3. The Leader Recognizes His/Her Workers
There are three kinds of material in Nehemiah: Narrative makes up 36%; Prayers make up 11 %; Lists of names make up 53%. Someone said Nehemiah Three sounds like a Hebrew Phone Book of hard to pronounce names. There are 71 Hebrew names mentioned.
A. Leaders give credit to others (75 individuals are named and recorded in Nehemiah). Nehemiah would have agreed with this statement, “Compliments by their very nature are highly biodegradable and tend to dissolve hours or days after we receive them—which is why we can always use another” (The Top Ten Mistakes Leaders Make, p. 63).
B. Leaders do not take credit for themselves.

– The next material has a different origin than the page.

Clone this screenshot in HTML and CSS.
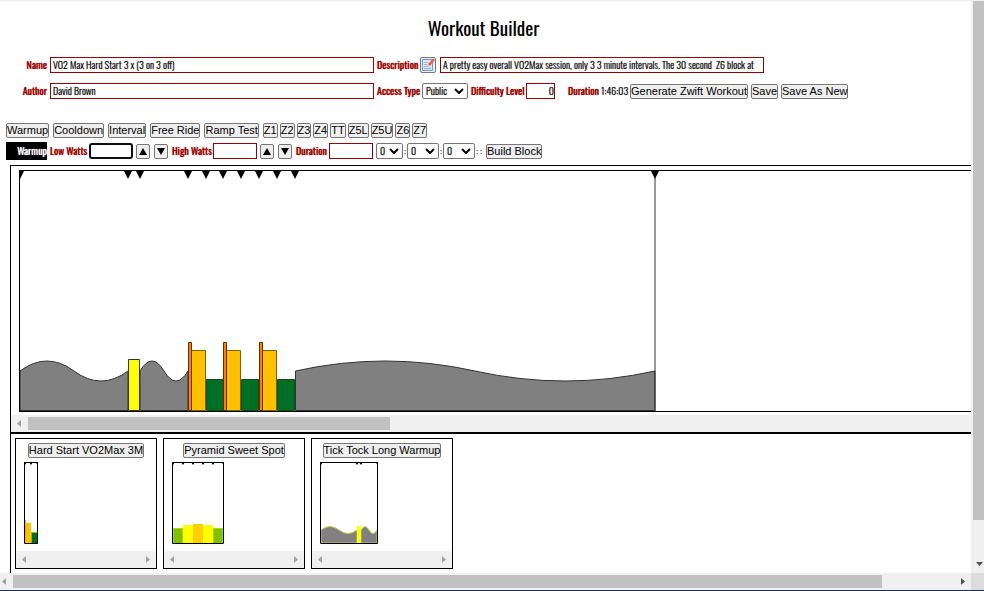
FILE: index.html
```html
<!DOCTYPE html>
<html lang="en">
<head>
<meta charset="utf-8">
<title>Workout Builder</title>
<link rel="stylesheet" href="styles.css">
</head>
<body>
<div class="window">
  <main class="page">
    <h1>Workout Builder</h1>

    <form class="details">
      <div class="line">
        <label class="lead" for="name">Name</label>
        <input class="wide" id="name" value="VO2 Max Hard Start 3 x (3 on 3 off)">
        <label class="label-m" for="description">Description</label>
        <button class="edit" type="button" aria-label="Edit description">
          <svg width="14" height="14" viewBox="0 0 14 14"><path d="M1.500 1.500h10v11h-10z" fill="#dbe9fb" stroke="#6f95cf"/><path d="M3 4.500h4M3 6.500h3M3 8.500h3M3 10.500h7" stroke="#8fb2e3"/><path d="M6 9l1-3 5-5.500 2 1.500-5 6z" fill="#e8623f"/><path d="M6 9l1-3 2 2z" fill="#f4d7b2"/></svg>
        </button>
        <input class="wide" id="description" value="A pretty easy overall VO2Max session, only 3 3 minute intervals. The 30 second  Z6 block at">
      </div>
      <div class="line">
        <label class="lead" for="author">Author</label>
        <input class="wide" id="author" value="David Brown">
        <label class="label-a" for="access">Access Type</label>
        <div class="pick access"><select id="access"><option>Public</option></select><svg width="10" height="6"><path d="M1 1l4 4 4-4"/></svg></div>
        <label class="label-l" for="level">Difficulty Level</label>
        <input class="level" id="level" value="0">
        <span class="duration-label">Duration</span>
        <span class="time">1:46:03</span>
        <button type="button">Generate Zwift Workout</button>
        <button type="button">Save</button>
        <button type="button">Save As New</button>
      </div>
    </form>

    <div class="toolbar">
      <div class="blocks">
        <button>Warmup</button><button>Cooldown</button><button>Interval</button><button>Free Ride</button><button>Ramp Test</button>
      </div>
      <div class="zones">
        <button>Z1</button><button>Z2</button><button>Z3</button><button>Z4</button><button>TT</button><button>Z5L</button><button>Z5U</button><button>Z6</button><button>Z7</button>
      </div>
    </div>

    <form class="block-form">
      <strong class="kind">Warmup</strong>
      <label class="label-s" for="low">Low Watts</label>
      <input class="watts active" id="low">
      <div class="steps">
        <button type="button" aria-label="Raise low watts"><svg width="8" height="7" viewBox="0 0 8 7"><path d="M4 0l4 7H0z"/></svg></button>
        <button type="button" aria-label="Lower low watts"><svg width="8" height="7" viewBox="0 0 8 7"><path d="M0 0h8L4 7z"/></svg></button>
      </div>
      <label class="label-h" for="high">High Watts</label>
      <input class="watts" id="high">
      <div class="steps">
        <button type="button" aria-label="Raise high watts"><svg width="8" height="7" viewBox="0 0 8 7"><path d="M4 0l4 7H0z"/></svg></button>
        <button type="button" aria-label="Lower high watts"><svg width="8" height="7" viewBox="0 0 8 7"><path d="M0 0h8L4 7z"/></svg></button>
      </div>
      <label class="label-d" for="length">Duration</label>
      <input class="watts" id="length">
      <div class="clock">
        <div class="pick hours"><select aria-label="Hours"><option>0</option></select><svg width="10" height="6"><path d="M1 1l4 4 4-4"/></svg></div><span>:</span>
        <div class="pick"><select aria-label="Minutes"><option>0</option></select><svg width="10" height="6"><path d="M1 1l4 4 4-4"/></svg></div><span>:</span>
        <div class="pick"><select aria-label="Seconds"><option>0</option></select><svg width="10" height="6"><path d="M1 1l4 4 4-4"/></svg></div><span class="colons">: :</span>
      </div>
      <button type="button">Build Block</button>
    </form>

    <section class="workspace">
      <div class="chart">
        <svg width="100%" height="240">
          <g stroke="#333" stroke-width="1">
            <path fill="#808080" d="M0 239.500V200Q27 180 54 200T108 200V239.500z"/>
            <path fill="#ff0" d="M108.500 188.500h11v51h-11z"/>
            <path fill="#808080" d="M120 239.500V200Q132 180 144 200T168 200V239.500z"/>
            <g id="set">
              <path fill="#ffc000" stroke="#7a6010" d="M171.500 179.500h14v60h-14z"/>
              <path fill="#ff8000" stroke="#5c2e00" d="M168.500 171.500h3v68h-3z"/>
              <path fill="#006f26" stroke="#124d20" d="M186.500 208.500h17v31h-17z"/>
            </g>
            <use href="#set" x="35"/>
            <use href="#set" x="71"/>
            <path fill="#808080" d="M275.500 239.500V200Q365 180 455 200T635 200V239.500z"/>
            <path d="M635 0v240" fill="none"/>
          </g>
          <path d="M-4 0h8l-4 8zM104 0h8l-4 8zM116 0h8l-4 8zM164 0h8l-4 8zM182 0h8l-4 8zM199 0h8l-4 8zM217 0h8l-4 8zM235 0h8l-4 8zM253 0h8l-4 8zM271 0h8l-4 8zM631 0h8l-4 8z"/>
        </svg>
      </div>
      <div class="scroll chart-scroll">
        <svg width="17" height="17"><path d="M10 5v7L6 8.500z" fill="#a3a3a3"/></svg>
        <div class="thumb"></div>
      </div>

      <div class="library">
        <article class="card">
          <button>Hard Start VO2Max 3M</button>
          <svg class="thumbnail" width="14" height="82">
            <path fill="#ffc000" d="M1 58h1v3h5v20H1z"/><path fill="#ff9d00" d="M1 58h1v23H1z"/>
            <path fill="#006f26" stroke="#8fc400" d="M7.500 70.500h6v11h-6z"/>
            <path d="M0 0h3L1 3zM5 0h4L7 3zM11 0h3v3z"/><path d="M.5.5h13v81H.5z" fill="none" stroke="#000"/>
          </svg>
          <div class="scroll"><svg width="17" height="17"><path d="M10 5v7L6 8.500z" fill="#a3a3a3"/></svg><svg width="17" height="17"><path d="M7 5v7l4-3.500z" fill="#a3a3a3"/></svg></div>
        </article>
        <article class="card">
          <button>Pyramid Sweet Spot</button>
          <svg class="thumbnail" width="52" height="82">
            <path fill="#80c000" stroke="#a5d800" d="M1.500 66.500h9v15h-9zM41.500 66.500h9v15h-9z"/>
            <path fill="#ff0" d="M11 63h30v18H11z"/><path fill="#ffd000" d="M21 62h10v19H21z"/>
            <path d="M0 0h3L1 3zM9 0h4l-2 3zM19 0h4l-2 3zM29 0h4l-2 3zM39 0h4l-2 3zM49 0h3v3z"/><path d="M.5.5h51v81H.5z" fill="none" stroke="#000"/>
          </svg>
          <div class="scroll"><svg width="17" height="17"><path d="M10 5v7L6 8.500z" fill="#a3a3a3"/></svg><svg width="17" height="17"><path d="M7 5v7l4-3.500z" fill="#a3a3a3"/></svg></div>
        </article>
        <article class="card">
          <button>Tick Tock Long Warmup</button>
          <svg class="thumbnail" width="58" height="82">
            <path fill="#808080" stroke="#c8c84a" d="M1 81V68Q10 61 19 68T37 68V81zM41 81V68Q45 61 49 68T57 68V81z"/>
            <path fill="#ff0" d="M37 64h4v17h-4z"/>
            <path d="M0 0h3L1 3zM35 0h4l-2 3zM39 0h4l-2 3zM55 0h3v3z"/><path d="M.5.5h57v81H.5z" fill="none" stroke="#000"/>
          </svg>
          <div class="scroll"><svg width="17" height="17"><path d="M10 5v7L6 8.500z" fill="#a3a3a3"/></svg><svg width="17" height="17"><path d="M7 5v7l4-3.500z" fill="#a3a3a3"/></svg></div>
        </article>
      </div>
    </section>
  </main>

  <div class="page-scroll-y"><div class="thumb"></div><svg width="11" height="17"><path d="M3 6h7L6.500 10z" fill="#505050"/></svg></div>
  <div class="scroll page-scroll-x">
    <svg width="13" height="17"><path d="M6 5v7L2 8.500z" fill="#a3a3a3"/></svg>
    <div class="thumb"></div>
    <svg class="end" width="17" height="17"><path d="M7 5v7l4-3.500z" fill="#505050"/></svg>
  </div>
  <div class="corner"></div>
</div>
</body>
</html>
```
FILE: styles.css
```css
* { box-sizing: border-box; }
body {
  margin: 0;
  background: #fff;
  color: #000;
  font: 300 10px/14px Oswald, "Liberation Sans Narrow", "Liberation Sans", sans-serif;
}
svg { display: block; flex: none; }
.window {
  display: grid;
  grid-template: minmax(0, 1fr) 17px / minmax(0, 1fr) 13px;
  height: 100vh;
  border-top: 1px solid #eee;
  border-bottom: 1px solid #1c3058;
}
.page {
  display: flex;
  flex-direction: column;
  min-height: 0;
  overflow: hidden;
}
h1 {
  margin: 12px 4px 16px 0;
  font-size: 19px;
  font-weight: 400;
  line-height: 28px;
  text-align: center;
}
button {
  flex: none;
  height: 15px;
  margin: 0;
  padding: 0;
  border: 1px solid #767676;
  border-radius: 2px;
  background: #efefef;
  color: #000;
  font: 11px/13px "Liberation Sans", sans-serif;
  white-space: nowrap;
}
input {
  height: 16px;
  margin: 0;
  padding: 0 2px 1px;
  border: 1px solid #900;
  background: #fff;
  color: #000;
  font: inherit;
}
input, .pick select, .time { text-shadow: 0 0 1px #0009; }
.pick { position: relative; width: 32px; height: 16px; }
.pick select {
  display: block;
  width: 100%;
  height: 16px;
  margin: 0;
  padding: 0 3px;
  appearance: none;
  border: 1px solid #767676;
  border-radius: 2px;
  background: #fff;
  color: #000;
  font: inherit;
  line-height: 14px;
}
.pick svg {
  position: absolute;
  top: 5px;
  right: 4px;
  fill: none;
  stroke: #000;
  stroke-width: 2;
  pointer-events: none;
}
label, .duration-label {
  flex: none;
  color: #900;
  font-weight: 400;
  text-shadow: 0 0 1px currentColor;
  white-space: nowrap;
}
.details {
  display: flex;
  flex-direction: column;
  gap: 10px;
}
.line, .block-form {
  display: flex;
  align-items: center;
  gap: 3px;
  height: 16px;
}
.lead { width: 47px; text-align: right; }
.wide { width: 324px; }
.label-m { width: 40px; }
.label-a { width: 42px; }
.label-l { width: 52px; }
.edit {
  width: 16px;
  height: 16px;
  margin-right: 1px;
}
.access { width: 46px; }
.level { width: 29px; margin-right: 10px; padding: 0 0 1px; text-align: right; }
.duration-label { width: 30px; }
.time { width: 26px; }

.toolbar {
  display: flex;
  gap: 4px;
  margin: 24px 0 4px 6px;
}
.blocks { display: flex; gap: 4px; }
.zones { display: flex; gap: 2px; }
.block-form { height: 18px; padding-left: 6px; }
.kind {
  width: 41px;
  height: 18px;
  background: #000;
  color: #fff;
  font-weight: 400;
  line-height: 18px;
  text-align: right;
  text-shadow: 0 0 1px currentColor;
}
.label-s { width: 36px; }
.label-h { width: 38px; }
.label-d { width: 30px; }
.watts { width: 44px; }
.active {
  border: 2px solid #101010;
  border-radius: 3px;
}
.steps { display: flex; gap: 4px; margin-right: 1px; }
.steps button {
  display: grid;
  place-items: center;
  width: 14px;
}
.clock { display: flex; align-items: center; }
.clock .hours { width: 27px; }
.clock span { width: 4px; text-align: center; }
.clock .colons { width: 8px; }

.workspace {
  flex: 1;
  margin: 5px 0 0 10px;
  border: solid #000;
  border-width: 1px 0 0 1px;
}
.chart {
  margin: 4px 0 3px 8px;
  border: solid #000;
  border-width: 1px 0 1px 1px;
}
.scroll {
  display: flex;
  justify-content: space-between;
  align-items: center;
  height: 17px;
  background: #f0f0f0;
}
.thumb { height: 13px; background: #c1c1c1; }
.chart-scroll { justify-content: flex-start; }
.chart-scroll .thumb { width: 37.7%; }
.library {
  display: flex;
  gap: 6px;
  padding: 4px;
  border-top: 2px solid #000;
}
.card {
  display: flex;
  flex-direction: column;
  align-items: center;
  width: 142px;
  height: 131px;
  padding-top: 4px;
  border: 1px solid #000;
}
.thumbnail { align-self: flex-start; margin: 4px 0 7px 8px; }
.card .scroll { width: 100%; }
.page-scroll-y {
  display: flex;
  flex-direction: column;
  justify-content: space-between;
  padding-left: 2px;
  background: #f0f0f0;
}
.page-scroll-y .thumb { height: 90.7%; }
.page-scroll-x .thumb { width: 89.5%; }
.page-scroll-x { justify-content: flex-start; }
.page-scroll-x .end { margin-left: auto; }
.corner { background: #dcdcdc; }
```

Whose name is conspicuously absent in chapter three? Nehemiah. Luke in Acts records the spiritual success of the early church of which he is a great part. He never mentions his name.
Jim Collins in Good to Great analyzed 11 companies that went from good to great companies. Walgreens was a mediocre company for 40 years but took off in 1975 and outperformed all of its competitors. There was no one reason but a combination. They stopped doing what was hindering growth. Ten out of the 11 grew their own leaders to take over as the next leader. They did not bring in outside CEOs. They had CEOs who were humble. There were no Lee Iacocca with big egos and personalities. Iacocca saved Chrysler from the brink of catastrophe “but in the second half of his tenure, Chrysler’s stock fell 31 percent behind the general market” (p. 29). Collins’ Level 5 leaders were “quiet, humble, modest, reserved, shy, gracious, mild-mannered, self-effacing” (p. 27) and willing to take the blame for mistakes and take no credit for successes.
C. Leaders give ultimate glory to God (6:16). Contrast this to Nebuchadnezzar in Daniel 4:30. After Nebuchadnezzar had completed one of the seven wonders of the ancient world, the city of Babylon with its hanging gardens, he boasted, “Is not this great Babylon, that I have built for the house of the kingdom by the might of my power, and for the honor of my majesty?”